▶ _Required task_
Make an exact copy of the lines, leaving the pictures out.

-- Start of Given data --

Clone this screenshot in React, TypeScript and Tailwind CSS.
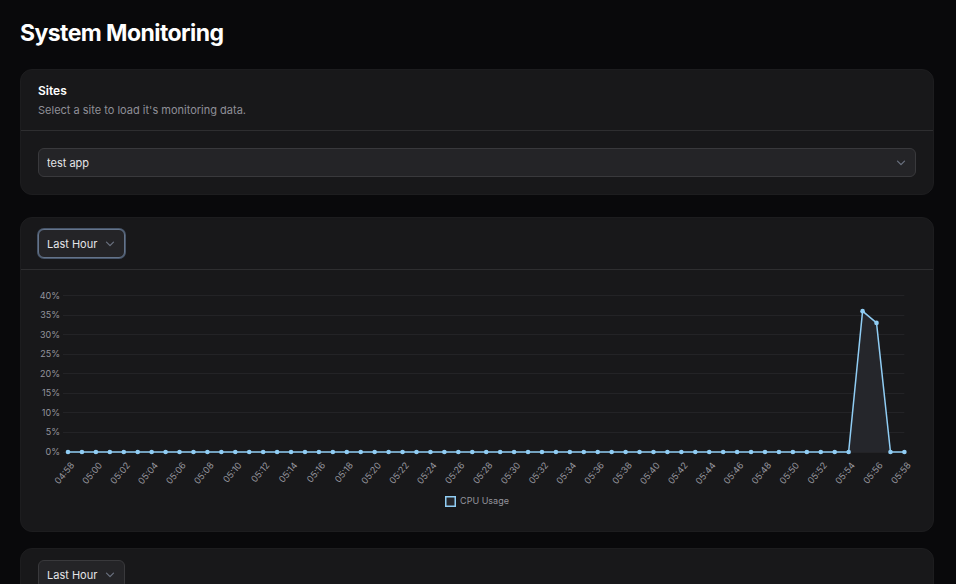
import type { ReactNode } from "react";

type SelectProps = {
  label: string;
  options: string[];
  active?: boolean;
  fullWidth?: boolean;
};

function Select({ label, options, active = false, fullWidth = false }: SelectProps) {
  return (
    <div className={fullWidth ? "relative w-full" : "relative w-[87px]"}>
      <select
        aria-label={label}
        className={
          "block h-[29px] w-full appearance-none rounded-md border bg-[#242427] pr-4 pl-2 text-[11px] leading-4 text-zinc-200 outline-none " +
          (active ? "border-[#64748b] ring-1 ring-[#475569]" : "border-[#39393c]")
        }
      >
        {options.map((option) => (
          <option key={option}>{option}</option>
        ))}
      </select>
      <svg
        viewBox="0 0 10 6"
        className="pointer-events-none absolute top-3 right-[10px] h-[6px] w-[10px]"
        fill="none"
        stroke="#6b7280"
        strokeWidth="1.2"
        strokeLinecap="round"
        strokeLinejoin="round"
        aria-hidden="true"
      >
        <path d="M1.5 1.2 5 4.7 8.5 1.2" />
      </svg>
    </div>
  );
}

const WIDTH = 878;
const LEFT = 30;
const STEP = 13.94;
const TOP = 8.5;
const BASE = 165;

const usage: number[] = Array.from({ length: 61 }, (_, i) => (i === 57 ? 36 : i === 58 ? 33 : 0));
const ticks = [40, 35, 30, 25, 20, 15, 10, 5, 0];

const xOf = (i: number) => LEFT + i * STEP;
const yOf = (value: number) => BASE - (value / 40) * (BASE - TOP);

function timeLabel(i: number) {
  const minutes = 4 * 60 + 58 + i;
  return `0${Math.floor(minutes / 60)}:${String(minutes % 60).padStart(2, "0")}`;
}

function UsageChart({ name }: { name: string }) {
  const points = usage.map((value, i) => `${xOf(i)},${yOf(value)}`).join(" ");
  return (
    <figure className="px-[17px] pt-[17px] pb-[22px]">
      <svg
        viewBox={`0 0 ${WIDTH} 204`}
        className="block w-full overflow-visible text-[9px]"
        role="img"
        aria-label={`${name} over the last hour`}
      >
        {ticks.map((tick) => (
          <g key={tick}>
            <line
              x1="25"
              x2={xOf(60)}
              y1={Math.floor(yOf(tick)) + 0.5}
              y2={Math.floor(yOf(tick)) + 0.5}
              stroke="#232326"
            />
            <text x="22" y={yOf(tick) + 3} textAnchor="end" fill="#94949c">
              {tick}%
            </text>
          </g>
        ))}
        <polygon points={`${xOf(0)},${BASE} ${points} ${xOf(60)},${BASE}`} fill="#25262b" />
        <polyline points={points} fill="none" stroke="#90cdf4" strokeWidth="1.5" strokeLinejoin="round" />
        {usage.map((value, i) => (
          <circle key={i} cx={xOf(i)} cy={yOf(value)} r="2.3" fill="#90cdf4" />
        ))}
        {usage.map((_, i) =>
          i % 2 === 0 ? (
            <text
              key={i}
              transform={`translate(${xOf(i) + 5} 177) rotate(-50)`}
              textAnchor="end"
              dominantBaseline="middle"
              fill="#94949c"
            >
              {timeLabel(i)}
            </text>
          ) : null,
        )}
      </svg>
      <figcaption className="mt-[2px] flex items-center justify-center gap-1 text-[9px] leading-4 text-[#94949c]">
        <svg viewBox="0 0 11 11" className="size-[11px]" aria-hidden="true">
          <rect x="0.75" y="0.75" width="9.5" height="9.5" fill="#25262b" stroke="#90cdf4" strokeWidth="1.5" />
        </svg>
        {name}
      </figcaption>
    </figure>
  );
}

type PeriodCardProps = { label: string; active?: boolean; children?: ReactNode };

function PeriodCard({ label, active = false, children }: PeriodCardProps) {
  return (
    <section className="rounded-xl border border-[#1d1d1f] bg-[#18181a]">
      <header className="border-b border-[#2e2e30] px-[17px] py-[11px]">
        <Select label={label} options={["Last Hour"]} active={active} />
      </header>
      {children}
    </section>
  );
}

export default function App() {
  return (
    <main className="h-screen overflow-hidden bg-[#09090b] pr-[22px] pl-5 font-['Inter',sans-serif] text-white">
      <h1 className="pt-[17px] text-[23px] leading-8 font-bold tracking-tight">System Monitoring</h1>

      <section className="mt-5 rounded-xl border border-[#1d1d1f] bg-[#18181a]">
        <header className="border-b border-[#2e2e30] px-[17px] pt-[11px] pb-3">
          <h2 className="text-[12px] leading-5 font-semibold">Sites</h2>
          <p className="mt-px text-[11px] leading-4 text-[#8f8f97]">
            Select a site to load it's monitoring data.
          </p>
        </header>
        <div className="p-[17px]">
          <Select label="Site" options={["test app"]} fullWidth />
        </div>
      </section>

      <div className="mt-[22px] flex flex-col gap-4">
        <PeriodCard label="CPU usage period" active>
          <UsageChart name="CPU Usage" />
        </PeriodCard>
        <PeriodCard label="Period" />
      </div>
    </main>
  );
}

-- End of Given data --

▶ _The result_
Clone this screenshot in React, TypeScript and Tailwind CSS.
import type { ReactNode } from "react";

type SelectProps = {
  label: string;
  options: string[];
  active?: boolean;
  fullWidth?: boolean;
};

function Select({ label, options, active = false, fullWidth = false }: SelectProps) {
  return (
    <div className={fullWidth ? "relative w-full" : "relative w-[87px]"}>
      <select
        aria-label={label}
        className={
          "block h-[29px] w-full appearance-none rounded-md border bg-[#242427] pr-4 pl-2 text-[11px] leading-4 text-zinc-200 outline-none " +
          (active ? "border-[#64748b] ring-1 ring-[#475569]" : "border-[#39393c]")
        }
      >
        {options.map((option) => (
          <option key={option}>{option}</option>
        ))}
      </select>
      <svg
        viewBox="0 0 10 6"
        className="pointer-events-none absolute top-3 right-[10px] h-[6px] w-[10px]"
        fill="none"
        stroke="#6b7280"
        strokeWidth="1.2"
        strokeLinecap="round"
        strokeLinejoin="round"
        aria-hidden="true"
      >
        <path d="M1.5 1.2 5 4.7 8.5 1.2" />
      </svg>
    </div>
  );
}

const WIDTH = 878;
const LEFT = 30;
const STEP = 13.94;
const TOP = 8.5;
const BASE = 165;

const usage: number[] = Array.from({ length: 61 }, (_, i) => (i === 57 ? 36 : i === 58 ? 33 : 0));
const ticks = [40, 35, 30, 25, 20, 15, 10, 5, 0];

const xOf = (i: number) => LEFT + i * STEP;
const yOf = (value: number) => BASE - (value / 40) * (BASE - TOP);

function timeLabel(i: number) {
  const minutes = 4 * 60 + 58 + i;
  return `0${Math.floor(minutes / 60)}:${String(minutes % 60).padStart(2, "0")}`;
}

function UsageChart({ name }: { name: string }) {
  const points = usage.map((value, i) => `${xOf(i)},${yOf(value)}`).join(" ");
  return (
    <figure className="px-[17px] pt-[17px] pb-[22px]">
      <svg
        viewBox={`0 0 ${WIDTH} 204`}
        className="block w-full overflow-visible text-[9px]"
        role="img"
        aria-label={`${name} over the last hour`}
      >
        {ticks.map((tick) => (
          <g key={tick}>
            <line
              x1="25"
              x2={xOf(60)}
              y1={Math.floor(yOf(tick)) + 0.5}
              y2={Math.floor(yOf(tick)) + 0.5}
              stroke="#232326"
            />
            <text x="22" y={yOf(tick) + 3} textAnchor="end" fill="#94949c">
              {tick}%
            </text>
          </g>
        ))}
        <polygon points={`${xOf(0)},${BASE} ${points} ${xOf(60)},${BASE}`} fill="#25262b" />
        <polyline points={points} fill="none" stroke="#90cdf4" strokeWidth="1.5" strokeLinejoin="round" />
        {usage.map((value, i) => (
          <circle key={i} cx={xOf(i)} cy={yOf(value)} r="2.3" fill="#90cdf4" />
        ))}
        {usage.map((_, i) =>
          i % 2 === 0 ? (
            <text
              key={i}
              transform={`translate(${xOf(i) + 5} 177) rotate(-50)`}
              textAnchor="end"
              dominantBaseline="middle"
              fill="#94949c"
            >
              {timeLabel(i)}
            </text>
          ) : null,
        )}
      </svg>
      <figcaption className="mt-[2px] flex items-center justify-center gap-1 text-[9px] leading-4 text-[#94949c]">
        <svg viewBox="0 0 11 11" className="size-[11px]" aria-hidden="true">
          <rect x="0.75" y="0.75" width="9.5" height="9.5" fill="#25262b" stroke="#90cdf4" strokeWidth="1.5" />
        </svg>
        {name}
      </figcaption>
    </figure>
  );
}

type PeriodCardProps = { label: string; active?: boolean; children?: ReactNode };

function PeriodCard({ label, active = false, children }: PeriodCardProps) {
  return (
    <section className="rounded-xl border border-[#1d1d1f] bg-[#18181a]">
      <header className="border-b border-[#2e2e30] px-[17px] py-[11px]">
        <Select label={label} options={["Last Hour"]} active={active} />
      </header>
      {children}
    </section>
  );
}

export default function App() {
  return (
    <main className="h-screen overflow-hidden bg-[#09090b] pr-[22px] pl-5 font-['Inter',sans-serif] text-white">
      <h1 className="pt-[17px] text-[23px] leading-8 font-bold tracking-tight">System Monitoring</h1>

      <section className="mt-5 rounded-xl border border-[#1d1d1f] bg-[#18181a]">
        <header className="border-b border-[#2e2e30] px-[17px] pt-[11px] pb-3">
          <h2 className="text-[12px] leading-5 font-semibold">Sites</h2>
          <p className="mt-px text-[11px] leading-4 text-[#8f8f97]">
            Select a site to load it's monitoring data.
          </p>
        </header>
        <div className="p-[17px]">
          <Select label="Site" options={["test app"]} fullWidth />
        </div>
      </section>

      <div className="mt-[22px] flex flex-col gap-4">
        <PeriodCard label="CPU usage period" active>
          <UsageChart name="CPU Usage" />
        </PeriodCard>
        <PeriodCard label="Period" />
      </div>
    </main>
  );
}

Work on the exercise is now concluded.